BEGIN
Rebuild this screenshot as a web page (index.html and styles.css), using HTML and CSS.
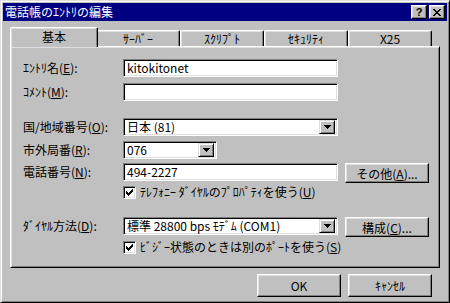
FILE: index.html
```html
<!DOCTYPE html>
<html lang="ja">
<head>
<meta charset="utf-8">
<title>電話帳のｴﾝﾄﾘの編集</title>
<link rel="stylesheet" href="styles.css">
</head>
<body>
<div class="window">
  <div class="titlebar">
    <span class="title">電話帳のｴﾝﾄﾘの編集</span>
    <div class="tb-buttons">
      <div class="tb-btn help">?</div>
      <div class="tb-btn close">
        <svg width="8" height="7" viewBox="0 0 8 7" shape-rendering="crispEdges"><path d="M0 0h2v1h-2zM6 0h2v1h-2zM1 1h2v1h-2zM5 1h2v1h-2zM2 2h4v1h-4zM3 3h2v1h-2zM2 4h4v1h-4zM1 5h2v1h-2zM5 5h2v1h-2zM0 6h2v1h-2zM6 6h2v1h-2z" fill="#000"/></svg>
      </div>
    </div>
  </div>
  <div class="body">
    <div class="tabs">
      <div class="tab active">基本</div>
      <div class="tab">ｻｰﾊﾞｰ</div>
      <div class="tab">ｽｸﾘﾌﾟﾄ</div>
      <div class="tab">ｾｷｭﾘﾃｨ</div>
      <div class="tab">X25</div>
    </div>
    <div class="panel">
      <div class="row r1">
        <div class="label">ｴﾝﾄﾘ名(<u>E</u>):</div>
        <div class="field wide">kitokitonet</div>
      </div>
      <div class="row r2">
        <div class="label">ｺﾒﾝﾄ(<u>M</u>):</div>
        <div class="field wide"></div>
      </div>
      <div class="row r3">
        <div class="label">国/地域番号(<u>O</u>):</div>
        <div class="field wide select"><span class="val">日本 (81)</span><span class="arrow"><svg width="7" height="4" viewBox="0 0 7 4" shape-rendering="crispEdges"><path d="M0 0h7v1h-7zM1 1h5v1h-5zM2 2h3v1h-3zM3 3h1v1h-1z" fill="#000"/></svg></span></div>
      </div>
      <div class="row r4">
        <div class="label">市外局番(<u>R</u>):</div>
        <div class="field narrow select"><span class="val">076</span><span class="arrow"><svg width="7" height="4" viewBox="0 0 7 4" shape-rendering="crispEdges"><path d="M0 0h7v1h-7zM1 1h5v1h-5zM2 2h3v1h-3zM3 3h1v1h-1z" fill="#000"/></svg></span></div>
      </div>
      <div class="row r5">
        <div class="label">電話番号(<u>N</u>):</div>
        <div class="field wide">494-2227</div>
        <div class="btn side">その他(<u>A</u>)...</div>
      </div>
      <div class="check-row c1">
        <span class="checkbox"><svg width="9" height="9" viewBox="0 0 9 9" shape-rendering="crispEdges"><path d="M7 1h1v1h-1zM6 2h2v1h-2zM1 3h1v1h-1zM5 3h3v1h-3zM1 4h2v1h-2zM4 4h3v1h-3zM1 5h5v1h-5zM2 6h3v1h-3zM3 7h1v1h-1z" fill="#000"/></svg></span>
        <span class="check-label">ﾃﾚﾌｫﾆｰ ﾀﾞｲﾔﾙのﾌﾟﾛﾊﾟﾃｨを使う(<u>U</u>)</span>
      </div>
      <div class="row r6">
        <div class="label">ﾀﾞｲﾔﾙ方法(<u>D</u>):</div>
        <div class="field wide select"><span class="val">標準 28800 bps ﾓﾃﾞﾑ (COM1)</span><span class="arrow"><svg width="7" height="4" viewBox="0 0 7 4" shape-rendering="crispEdges"><path d="M0 0h7v1h-7zM1 1h5v1h-5zM2 2h3v1h-3zM3 3h1v1h-1z" fill="#000"/></svg></span></div>
        <div class="btn side">構成(<u>C</u>)...</div>
      </div>
      <div class="check-row c2">
        <span class="checkbox"><svg width="9" height="9" viewBox="0 0 9 9" shape-rendering="crispEdges"><path d="M7 1h1v1h-1zM6 2h2v1h-2zM1 3h1v1h-1zM5 3h3v1h-3zM1 4h2v1h-2zM4 4h3v1h-3zM1 5h5v1h-5zM2 6h3v1h-3zM3 7h1v1h-1z" fill="#000"/></svg></span>
        <span class="check-label">ﾋﾞｼﾞｰ状態のときは別のﾎﾟｰﾄを使う(<u>S</u>)</span>
      </div>
    </div>
    <div class="footer">
      <div class="btn dlg">OK</div>
      <div class="btn dlg">ｷｬﾝｾﾙ</div>
    </div>
  </div>
</div>
</body>
</html>
```

FILE: styles.css
```css
* { box-sizing: border-box; }
html, body { margin: 0; padding: 0; background: #c0c0c0; }
body {
  font-family: "MS UI Gothic", "Noto Sans CJK JP", sans-serif;
  font-size: 12px;
  color: #000;
}
u { text-decoration: underline; text-underline-offset: 1px; }

.window {
  width: 450px;
  height: 303px;
  background: #c0c0c0;
  border: 1px solid;
  border-color: #dfdfdf #000 #000 #dfdfdf;
  box-shadow: inset 1px 1px #fff, inset -1px -1px #808080;
  padding: 2px;
  display: flex;
  flex-direction: column;
}

.titlebar {
  height: 18px;
  background: #000080;
  color: #fff;
  display: flex;
  align-items: center;
  justify-content: space-between;
  padding: 0 2px 0 2px;
}
.title { font-size: 12px; line-height: 18px; letter-spacing: 0; }
.tb-buttons { display: flex; gap: 2px; }
.tb-btn {
  width: 16px;
  height: 14px;
  background: #c0c0c0;
  border: 1px solid;
  border-color: #fff #000 #000 #fff;
  box-shadow: inset -1px -1px #808080, inset 1px 1px #dfdfdf;
  display: flex;
  align-items: center;
  justify-content: center;
  color: #000;
}
.tb-btn.help {
  font-family: "Liberation Sans", sans-serif;
  font-weight: bold;
  font-size: 11px;
  line-height: 12px;
}

.body {
  flex: 1;
  display: flex;
  flex-direction: column;
  padding: 6px 7px 0 7px;
}

.tabs {
  display: flex;
  height: 19px;
  padding-left: 2px;
  position: relative;
  z-index: 1;
}
.tab {
  width: 84px;
  height: 16px;
  margin-top: 3px;
  background: #c0c0c0;
  border-top: 1px solid #fff;
  border-left: 1px solid #fff;
  border-right: 1px solid #000;
  border-radius: 2px 2px 0 0;
  box-shadow: inset -1px 0 #808080, inset 1px 1px #dfdfdf;
  text-align: center;
  line-height: 15px;
}
.tab.active {
  width: 88px;
  height: 20px;
  margin: 0 -2px 0 -2px;
  position: relative;
  z-index: 2;
  line-height: 17px;
}

.panel {
  width: 430px;
  height: 222px;
  border: 1px solid;
  border-color: #fff #000 #000 #fff;
  box-shadow: inset 1px 1px #dfdfdf, inset -1px -1px #808080;
  padding-left: 12px;
  display: flex;
  flex-direction: column;
}

.row {
  display: flex;
  align-items: flex-start;
}
.label {
  width: 100px;
  height: 18px;
  line-height: 18px;
  white-space: nowrap;
}
.field {
  height: 18px;
  background: #fff;
  border: 1px solid;
  border-color: #808080 #fff #fff #808080;
  box-shadow: inset 1px 1px #000, inset -1px -1px #dfdfdf;
  padding: 0 0 0 3px;
  line-height: 16px;
  white-space: nowrap;
  display: flex;
  align-items: center;
}
.field.wide { width: 215px; }
.field.narrow { width: 94px; }
.select { padding-right: 2px; }
.select .val { flex: 1; overflow: hidden; }
.arrow {
  width: 16px;
  height: 14px;
  background: #c0c0c0;
  border: 1px solid;
  border-color: #dfdfdf #000 #000 #dfdfdf;
  box-shadow: inset 1px 1px #fff, inset -1px -1px #808080;
  display: flex;
  align-items: center;
  justify-content: center;
}
.arrow svg { display: block; }

.r1 { margin-top: 12px; }
.r2 { margin-top: 6px; }
.r3 { margin-top: 17px; }
.r4 { margin-top: 5px; }
.r5 { margin-top: 4px; }
.c1 { margin-top: 2px; }
.r6 { margin-top: 18px; }
.c2 { margin-top: 3px; }

.btn {
  background: #c0c0c0;
  border: 1px solid;
  border-color: #fff #000 #000 #fff;
  box-shadow: inset -1px -1px #808080, inset 1px 1px #dfdfdf;
  display: flex;
  align-items: center;
  justify-content: center;
  white-space: nowrap;
}
.btn.side {
  width: 84px;
  height: 20px;
  margin-left: 7px;
}

.check-row {
  display: flex;
  align-items: center;
  padding-left: 100px;
  height: 14px;
}
.checkbox {
  width: 13px;
  height: 13px;
  background: #fff;
  border: 1px solid;
  border-color: #808080 #fff #fff #808080;
  box-shadow: inset 1px 1px #000, inset -1px -1px #dfdfdf;
  display: flex;
  align-items: center;
  justify-content: center;
  margin-right: 4px;
}
.checkbox svg { display: block; }
.check-label { white-space: nowrap; line-height: 14px; }

.footer {
  display: flex;
  justify-content: flex-end;
  gap: 7px;
  padding-right: 8px;
  margin-top: 6px;
}
.btn.dlg {
  width: 84px;
  height: 23px;
}
```
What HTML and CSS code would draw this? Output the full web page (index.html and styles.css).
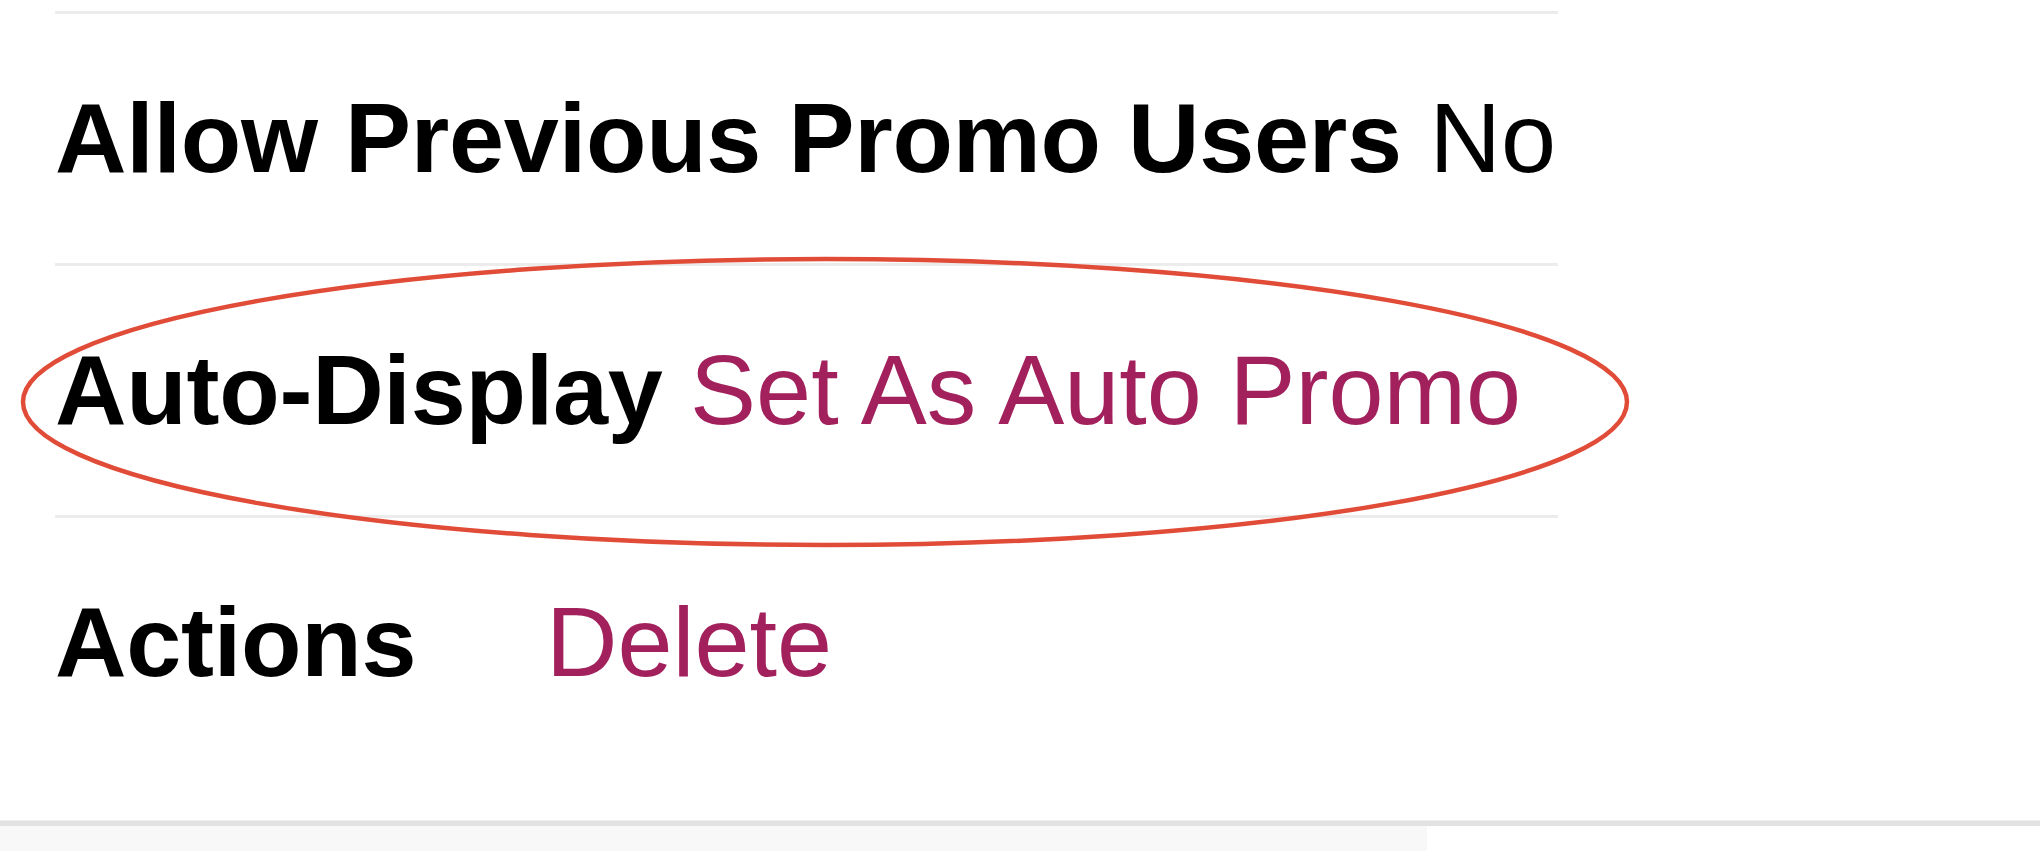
FILE: index.html
```html
<!DOCTYPE html>
<html lang="en">
<head>
<meta charset="utf-8">
<title>Promo details</title>
<link rel="stylesheet" href="styles.css">
</head>
<body>
<div class="page">
  <div class="details">
    <div class="row">
      <span class="label">Allow Previous Promo Users</span> <span class="value">No</span>
    </div>
    <div class="row row-auto">
      <span class="label">Auto-Display</span> <a class="link" href="#">Set As Auto Promo</a>
      <svg class="circle" viewBox="0 0 1610 294" width="1610" height="294" aria-hidden="true">
        <ellipse cx="805" cy="147" rx="802" ry="143" fill="none" stroke="#e14c38" stroke-width="4.5"/>
      </svg>
    </div>
    <div class="row row-actions">
      <span class="label label-actions">Actions</span><a class="link" href="#">Delete</a>
    </div>
  </div>
  <div class="footer">
    <div class="footer-left"></div>
  </div>
</div>
</body>
</html>
```

FILE: styles.css
```css
html, body {
  margin: 0;
  padding: 0;
  background: #ffffff;
}

.page {
  width: 2040px;
  height: 851px;
  overflow: hidden;
  display: flex;
  flex-direction: column;
  font-family: "Liberation Sans", Arial, sans-serif;
}

.details {
  margin-left: 55px;
  width: 1503px;
  padding-top: 11px;
  position: relative;
}

.row {
  position: relative;
  border-top: 3px solid #ececec;
  padding: 66px 0 68px;
  height: 115px;
  line-height: 115px;
  font-size: 99px;
  color: #000;
  white-space: nowrap;
}

.label {
  font-weight: bold;
  letter-spacing: -0.25px;
}

.value {
  font-weight: normal;
}

.link {
  color: #a2215d;
  text-decoration: none;
}

.label-actions {
  display: inline-block;
  width: 491px;
}

.circle {
  position: absolute;
  left: -35px;
  top: -11px;
  z-index: 2;
}

.footer {
  margin-top: 54px;
  flex: 1;
  display: flex;
  border-top: 5px solid #e2e2e2;
  box-shadow: 0 -1px 0 #eeeeee;
}

.footer-left {
  width: 1427px;
  background: #f8f8f8;
}
```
END
SHORT PROBLEM: Quote exactly the lines from the line that contains "What HTML and" through the last line of the listing, please, leaving out all pictures.

TASK ANSWER:
What HTML and CSS code would draw this? Output the full web page (index.html and styles.css).
FILE: index.html
```html
<!DOCTYPE html>
<html lang="en">
<head>
<meta charset="utf-8">
<title>Promo details</title>
<link rel="stylesheet" href="styles.css">
</head>
<body>
<div class="page">
  <div class="details">
    <div class="row">
      <span class="label">Allow Previous Promo Users</span> <span class="value">No</span>
    </div>
    <div class="row row-auto">
      <span class="label">Auto-Display</span> <a class="link" href="#">Set As Auto Promo</a>
      <svg class="circle" viewBox="0 0 1610 294" width="1610" height="294" aria-hidden="true">
        <ellipse cx="805" cy="147" rx="802" ry="143" fill="none" stroke="#e14c38" stroke-width="4.5"/>
      </svg>
    </div>
    <div class="row row-actions">
      <span class="label label-actions">Actions</span><a class="link" href="#">Delete</a>
    </div>
  </div>
  <div class="footer">
    <div class="footer-left"></div>
  </div>
</div>
</body>
</html>
```

FILE: styles.css
```css
html, body {
  margin: 0;
  padding: 0;
  background: #ffffff;
}

.page {
  width: 2040px;
  height: 851px;
  overflow: hidden;
  display: flex;
  flex-direction: column;
  font-family: "Liberation Sans", Arial, sans-serif;
}

.details {
  margin-left: 55px;
  width: 1503px;
  padding-top: 11px;
  position: relative;
}

.row {
  position: relative;
  border-top: 3px solid #ececec;
  padding: 66px 0 68px;
  height: 115px;
  line-height: 115px;
  font-size: 99px;
  color: #000;
  white-space: nowrap;
}

.label {
  font-weight: bold;
  letter-spacing: -0.25px;
}

.value {
  font-weight: normal;
}

.link {
  color: #a2215d;
  text-decoration: none;
}

.label-actions {
  display: inline-block;
  width: 491px;
}

.circle {
  position: absolute;
  left: -35px;
  top: -11px;
  z-index: 2;
}

.footer {
  margin-top: 54px;
  flex: 1;
  display: flex;
  border-top: 5px solid #e2e2e2;
  box-shadow: 0 -1px 0 #eeeeee;
}

.footer-left {
  width: 1427px;
  background: #f8f8f8;
}
```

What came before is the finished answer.